Provided data:
☆ ☆ ☆
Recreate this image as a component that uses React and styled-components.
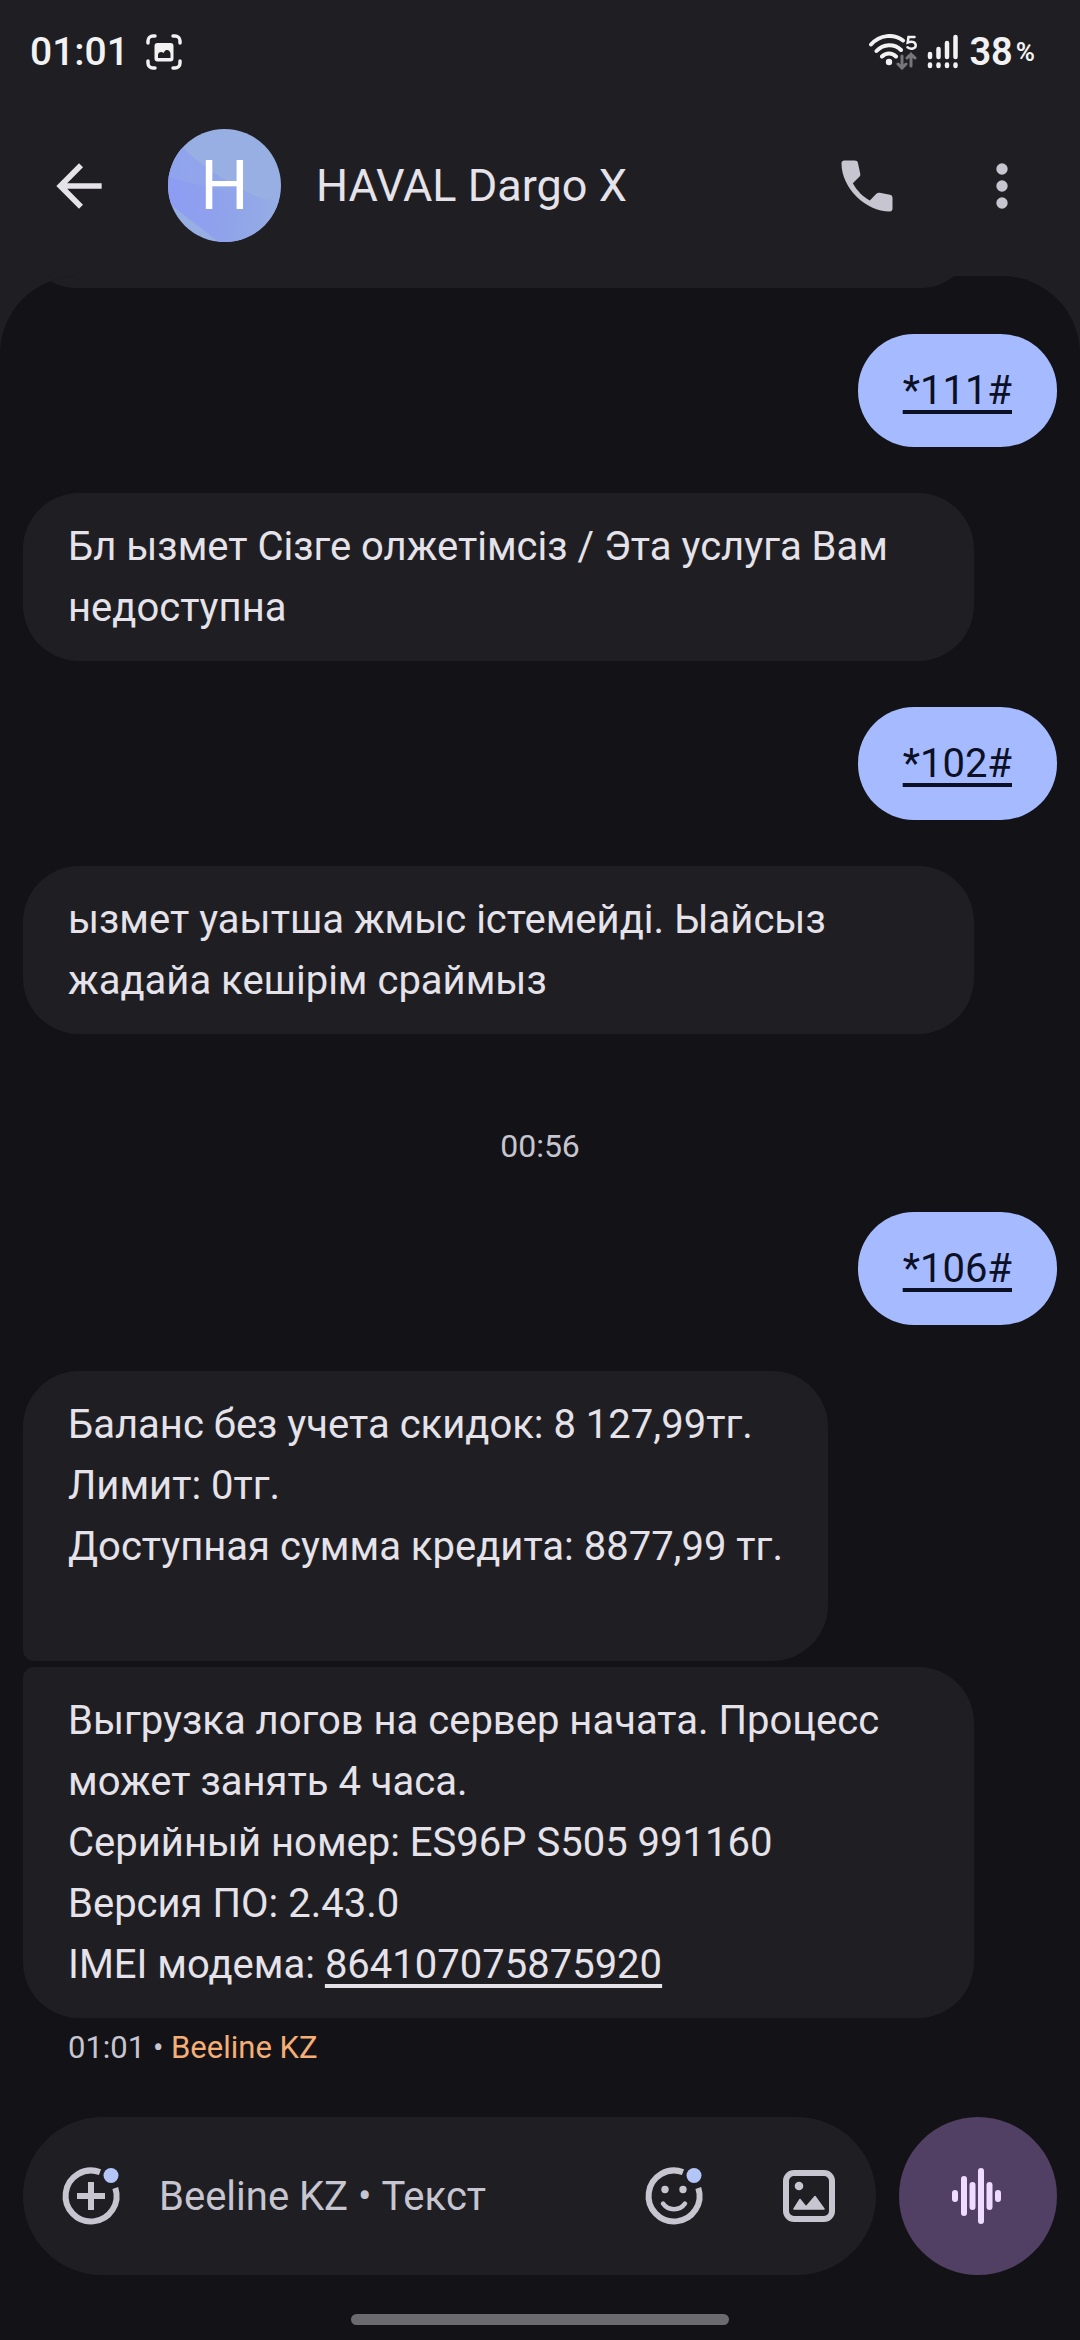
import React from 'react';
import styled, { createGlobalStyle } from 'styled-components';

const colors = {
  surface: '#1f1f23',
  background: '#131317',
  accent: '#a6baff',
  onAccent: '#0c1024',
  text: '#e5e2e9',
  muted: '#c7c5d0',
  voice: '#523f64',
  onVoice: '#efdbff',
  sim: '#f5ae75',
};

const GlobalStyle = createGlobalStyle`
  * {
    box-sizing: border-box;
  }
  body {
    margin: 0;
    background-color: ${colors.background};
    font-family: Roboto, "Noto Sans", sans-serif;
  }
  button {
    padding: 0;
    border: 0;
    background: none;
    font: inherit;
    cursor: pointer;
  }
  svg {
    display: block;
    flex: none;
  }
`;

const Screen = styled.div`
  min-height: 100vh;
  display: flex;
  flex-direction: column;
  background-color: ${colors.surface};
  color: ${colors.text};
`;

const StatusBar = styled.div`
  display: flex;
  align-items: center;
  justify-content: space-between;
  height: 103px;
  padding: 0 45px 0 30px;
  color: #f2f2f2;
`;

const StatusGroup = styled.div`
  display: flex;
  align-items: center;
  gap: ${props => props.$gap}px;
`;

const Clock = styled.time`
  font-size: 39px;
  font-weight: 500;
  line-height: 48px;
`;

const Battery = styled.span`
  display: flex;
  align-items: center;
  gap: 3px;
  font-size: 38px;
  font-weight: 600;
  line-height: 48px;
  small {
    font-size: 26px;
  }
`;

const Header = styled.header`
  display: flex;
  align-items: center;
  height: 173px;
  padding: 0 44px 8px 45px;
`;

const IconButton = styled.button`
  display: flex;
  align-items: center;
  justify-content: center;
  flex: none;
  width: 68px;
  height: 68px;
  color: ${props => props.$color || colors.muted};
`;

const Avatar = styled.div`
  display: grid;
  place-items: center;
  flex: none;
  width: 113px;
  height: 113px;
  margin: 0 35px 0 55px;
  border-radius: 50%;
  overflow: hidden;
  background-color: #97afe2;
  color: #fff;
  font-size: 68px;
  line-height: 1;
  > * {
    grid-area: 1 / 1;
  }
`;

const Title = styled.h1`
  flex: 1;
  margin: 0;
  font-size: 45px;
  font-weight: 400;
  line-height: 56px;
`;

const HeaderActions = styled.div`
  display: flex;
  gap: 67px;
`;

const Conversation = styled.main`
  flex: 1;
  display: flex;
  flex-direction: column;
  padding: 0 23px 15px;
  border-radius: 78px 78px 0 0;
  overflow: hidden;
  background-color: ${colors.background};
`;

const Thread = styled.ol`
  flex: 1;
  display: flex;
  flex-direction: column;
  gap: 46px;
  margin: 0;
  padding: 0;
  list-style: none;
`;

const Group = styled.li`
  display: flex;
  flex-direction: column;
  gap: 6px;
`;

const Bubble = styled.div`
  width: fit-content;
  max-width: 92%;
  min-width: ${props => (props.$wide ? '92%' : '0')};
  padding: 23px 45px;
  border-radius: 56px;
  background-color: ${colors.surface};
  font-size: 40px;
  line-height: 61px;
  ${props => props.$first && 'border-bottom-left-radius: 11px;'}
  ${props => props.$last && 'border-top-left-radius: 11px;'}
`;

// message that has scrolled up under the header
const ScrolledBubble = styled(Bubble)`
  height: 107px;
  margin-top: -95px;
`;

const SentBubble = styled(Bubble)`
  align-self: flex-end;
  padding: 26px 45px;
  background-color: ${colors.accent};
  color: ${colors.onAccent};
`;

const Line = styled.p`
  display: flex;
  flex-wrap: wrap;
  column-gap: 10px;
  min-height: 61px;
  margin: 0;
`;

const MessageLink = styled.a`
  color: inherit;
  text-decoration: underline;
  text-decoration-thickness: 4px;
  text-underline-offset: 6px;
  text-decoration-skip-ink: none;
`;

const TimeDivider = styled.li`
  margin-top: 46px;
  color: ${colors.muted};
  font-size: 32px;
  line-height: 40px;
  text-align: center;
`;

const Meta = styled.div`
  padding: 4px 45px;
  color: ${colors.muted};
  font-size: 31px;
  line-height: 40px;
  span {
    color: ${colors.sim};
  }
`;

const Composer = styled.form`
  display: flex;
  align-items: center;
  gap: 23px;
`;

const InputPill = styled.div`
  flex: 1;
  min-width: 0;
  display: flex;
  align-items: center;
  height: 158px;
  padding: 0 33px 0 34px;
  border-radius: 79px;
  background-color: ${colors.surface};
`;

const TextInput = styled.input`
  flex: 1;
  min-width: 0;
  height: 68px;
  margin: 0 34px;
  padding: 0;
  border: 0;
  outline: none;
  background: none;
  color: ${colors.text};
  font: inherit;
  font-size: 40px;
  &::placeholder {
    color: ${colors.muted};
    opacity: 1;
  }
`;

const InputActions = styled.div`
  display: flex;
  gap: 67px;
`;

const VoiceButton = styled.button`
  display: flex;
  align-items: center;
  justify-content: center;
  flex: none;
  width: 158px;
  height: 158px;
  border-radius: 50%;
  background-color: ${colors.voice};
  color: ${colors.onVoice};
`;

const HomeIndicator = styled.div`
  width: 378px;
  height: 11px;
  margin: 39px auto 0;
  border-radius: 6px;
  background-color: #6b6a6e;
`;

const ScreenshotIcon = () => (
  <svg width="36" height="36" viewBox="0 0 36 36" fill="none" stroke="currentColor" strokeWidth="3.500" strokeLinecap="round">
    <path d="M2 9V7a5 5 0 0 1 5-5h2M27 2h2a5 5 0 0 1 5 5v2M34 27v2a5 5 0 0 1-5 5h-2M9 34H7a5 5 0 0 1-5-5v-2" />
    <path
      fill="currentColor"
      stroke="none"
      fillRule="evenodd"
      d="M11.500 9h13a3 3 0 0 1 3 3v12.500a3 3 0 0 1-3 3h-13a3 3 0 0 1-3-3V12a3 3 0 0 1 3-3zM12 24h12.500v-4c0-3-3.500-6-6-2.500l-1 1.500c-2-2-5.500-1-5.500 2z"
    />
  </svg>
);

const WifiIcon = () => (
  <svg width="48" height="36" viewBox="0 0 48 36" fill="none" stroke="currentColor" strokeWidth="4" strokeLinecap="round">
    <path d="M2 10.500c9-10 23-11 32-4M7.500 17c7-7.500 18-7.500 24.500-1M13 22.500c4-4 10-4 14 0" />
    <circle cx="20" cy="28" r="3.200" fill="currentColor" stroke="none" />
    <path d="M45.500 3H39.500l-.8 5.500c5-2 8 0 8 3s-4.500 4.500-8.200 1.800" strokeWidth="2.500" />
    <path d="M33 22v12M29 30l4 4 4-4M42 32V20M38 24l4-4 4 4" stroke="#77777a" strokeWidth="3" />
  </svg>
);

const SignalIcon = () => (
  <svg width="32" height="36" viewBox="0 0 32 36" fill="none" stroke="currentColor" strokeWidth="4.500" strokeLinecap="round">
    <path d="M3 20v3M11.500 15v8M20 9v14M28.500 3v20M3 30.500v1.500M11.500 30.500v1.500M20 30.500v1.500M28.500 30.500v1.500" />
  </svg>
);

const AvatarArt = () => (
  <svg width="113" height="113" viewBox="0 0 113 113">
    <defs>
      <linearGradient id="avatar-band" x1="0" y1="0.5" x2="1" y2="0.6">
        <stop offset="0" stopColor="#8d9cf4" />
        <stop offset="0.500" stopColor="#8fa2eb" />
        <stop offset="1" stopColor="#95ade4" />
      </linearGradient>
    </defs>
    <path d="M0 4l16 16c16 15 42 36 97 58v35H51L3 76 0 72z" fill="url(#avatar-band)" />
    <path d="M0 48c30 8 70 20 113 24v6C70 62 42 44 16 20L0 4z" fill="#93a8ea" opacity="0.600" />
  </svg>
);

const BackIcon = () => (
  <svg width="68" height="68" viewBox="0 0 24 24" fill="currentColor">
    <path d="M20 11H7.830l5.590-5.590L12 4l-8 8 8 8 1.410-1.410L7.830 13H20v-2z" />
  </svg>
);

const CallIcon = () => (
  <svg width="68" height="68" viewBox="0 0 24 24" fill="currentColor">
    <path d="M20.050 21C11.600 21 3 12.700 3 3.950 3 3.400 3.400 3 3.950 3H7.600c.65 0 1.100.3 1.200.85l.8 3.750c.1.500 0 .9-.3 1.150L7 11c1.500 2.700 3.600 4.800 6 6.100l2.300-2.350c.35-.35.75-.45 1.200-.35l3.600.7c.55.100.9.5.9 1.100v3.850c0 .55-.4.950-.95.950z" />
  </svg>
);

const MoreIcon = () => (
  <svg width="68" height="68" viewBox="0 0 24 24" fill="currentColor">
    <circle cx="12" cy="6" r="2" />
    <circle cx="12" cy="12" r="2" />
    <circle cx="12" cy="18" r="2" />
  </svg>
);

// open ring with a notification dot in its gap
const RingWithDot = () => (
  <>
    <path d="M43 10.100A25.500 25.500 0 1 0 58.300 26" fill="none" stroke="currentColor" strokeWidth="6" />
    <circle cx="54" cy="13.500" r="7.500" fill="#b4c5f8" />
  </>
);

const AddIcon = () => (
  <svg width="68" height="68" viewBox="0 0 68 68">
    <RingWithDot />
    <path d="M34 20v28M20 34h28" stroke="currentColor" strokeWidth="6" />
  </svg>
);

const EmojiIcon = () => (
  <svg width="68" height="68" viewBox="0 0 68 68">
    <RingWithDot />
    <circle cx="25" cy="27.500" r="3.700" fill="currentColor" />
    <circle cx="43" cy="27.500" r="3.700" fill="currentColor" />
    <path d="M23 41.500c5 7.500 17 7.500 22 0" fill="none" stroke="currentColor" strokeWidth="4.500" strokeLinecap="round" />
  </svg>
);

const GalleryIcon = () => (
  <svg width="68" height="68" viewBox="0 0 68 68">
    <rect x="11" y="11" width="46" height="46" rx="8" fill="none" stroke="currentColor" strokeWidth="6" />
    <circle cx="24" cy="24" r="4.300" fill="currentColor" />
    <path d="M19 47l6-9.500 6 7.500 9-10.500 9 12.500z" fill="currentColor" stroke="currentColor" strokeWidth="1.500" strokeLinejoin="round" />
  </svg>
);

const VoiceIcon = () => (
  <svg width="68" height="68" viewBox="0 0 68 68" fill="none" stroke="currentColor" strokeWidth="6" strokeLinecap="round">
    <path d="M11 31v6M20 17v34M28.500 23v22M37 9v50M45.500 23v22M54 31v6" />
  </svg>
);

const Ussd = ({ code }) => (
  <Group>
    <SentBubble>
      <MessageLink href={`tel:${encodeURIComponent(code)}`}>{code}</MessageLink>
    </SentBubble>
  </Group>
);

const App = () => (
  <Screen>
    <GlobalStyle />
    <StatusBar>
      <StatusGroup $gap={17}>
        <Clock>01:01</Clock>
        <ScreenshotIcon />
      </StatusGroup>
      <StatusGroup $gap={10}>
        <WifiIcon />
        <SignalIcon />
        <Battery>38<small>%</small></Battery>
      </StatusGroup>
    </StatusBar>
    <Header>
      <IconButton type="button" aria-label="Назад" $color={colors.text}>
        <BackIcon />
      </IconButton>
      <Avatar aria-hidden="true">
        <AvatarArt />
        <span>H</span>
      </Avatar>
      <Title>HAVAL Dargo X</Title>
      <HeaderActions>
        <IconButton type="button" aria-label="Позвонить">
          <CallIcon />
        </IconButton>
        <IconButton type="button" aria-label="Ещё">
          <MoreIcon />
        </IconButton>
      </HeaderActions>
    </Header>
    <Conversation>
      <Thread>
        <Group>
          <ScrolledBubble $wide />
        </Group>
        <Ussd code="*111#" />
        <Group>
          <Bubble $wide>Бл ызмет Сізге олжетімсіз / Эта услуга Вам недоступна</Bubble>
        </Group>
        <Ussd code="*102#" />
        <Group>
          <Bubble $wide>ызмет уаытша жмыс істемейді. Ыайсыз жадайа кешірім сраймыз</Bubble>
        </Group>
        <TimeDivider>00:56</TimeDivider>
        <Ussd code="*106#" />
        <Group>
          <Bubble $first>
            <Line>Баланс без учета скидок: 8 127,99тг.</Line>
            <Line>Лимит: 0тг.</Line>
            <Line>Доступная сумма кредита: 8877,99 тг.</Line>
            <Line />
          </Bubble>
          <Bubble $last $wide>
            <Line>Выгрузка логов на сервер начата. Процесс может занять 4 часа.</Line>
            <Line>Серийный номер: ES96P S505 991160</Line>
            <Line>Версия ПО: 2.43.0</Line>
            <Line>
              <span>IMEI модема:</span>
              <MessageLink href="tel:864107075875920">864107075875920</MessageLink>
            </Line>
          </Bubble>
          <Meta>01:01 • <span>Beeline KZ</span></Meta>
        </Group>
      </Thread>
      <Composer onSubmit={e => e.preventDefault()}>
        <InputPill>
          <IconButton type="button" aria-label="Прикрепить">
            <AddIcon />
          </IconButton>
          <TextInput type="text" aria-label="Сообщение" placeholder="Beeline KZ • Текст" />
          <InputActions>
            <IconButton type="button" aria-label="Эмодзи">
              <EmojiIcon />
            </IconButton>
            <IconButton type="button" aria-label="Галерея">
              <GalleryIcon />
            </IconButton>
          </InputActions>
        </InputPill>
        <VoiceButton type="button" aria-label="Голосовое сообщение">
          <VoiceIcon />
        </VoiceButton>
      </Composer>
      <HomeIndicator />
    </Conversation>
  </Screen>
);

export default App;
☆ ☆ ☆
Look through the data above. Find each line with the string "that" and copy it.

Answer for the task:
Recreate this image as a component that uses React and styled-components.
// message that has scrolled up under the header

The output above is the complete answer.